The poem in question, “Please Master,” describes — in somewhat graphic detail — our boy Allen’s gay sexual fantasies. You can read the entire poem here, but here is an excerpt:

please master can I loosen your blue pants
please master can I gaze at your golden haired belly
please master can I have your thighs bare to my eyes
please master can I take off my clothes below your chair
please master can I can I kiss your ankles and soul
please master can I touch lips to your hard muscle hairless thigh
please master can I lay my ear pressed to your stomach

Parents were less than pleased. “I don’t understand how that actually got into a high school class,” one parent told WTNH. “I can understand parents being really upset about it.”

The teacher has been identified by NBC’s connecticut affiliate as David Olio — and the school was swift in denouncing his actions. “We take seriously the trust that parents place in teachers and administrators, and we do not tolerate the use of inappropriate materials in classroom settings,” South Windsor Superintendent Kate Carter said in a statement.
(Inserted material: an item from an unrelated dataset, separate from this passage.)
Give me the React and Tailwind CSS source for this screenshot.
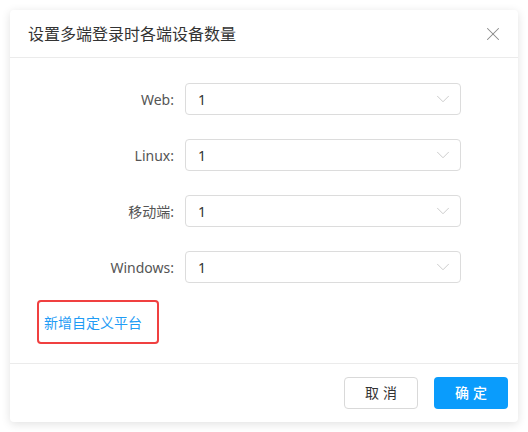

Should the teacher have read this out in English class? My answer is yes. One option to prevent this kind of uproar could have been sending a notice to the parents first, or a discussion during a PTA meeting. But, consider this: would parents have been as upset if the poem had depicted heterosexual sex instead?

I remember reading “Howl,” arguably Ginsberg’s most famous work, in tenth grade — and that was banned for obscenity in the 1950s. Jack Kerouac talks about drugged out/drunken sexual encounters ad nauseum in both “On the Road” and “Dharma Bums” — classic reads for high school students exploring their rugged, throw-caution-to-the-wind, road-tripping selves. William Burroughs, another Beat pal and author of “Naked Lunch” and “Junkie,” accidentally killed his wife while playing “William Tell” in a drunken stupor.

High School kids know what sex is. It’s on TV, it’s in movies — hell even “Paddington Bear” was given a PG rating. So, why not in literature?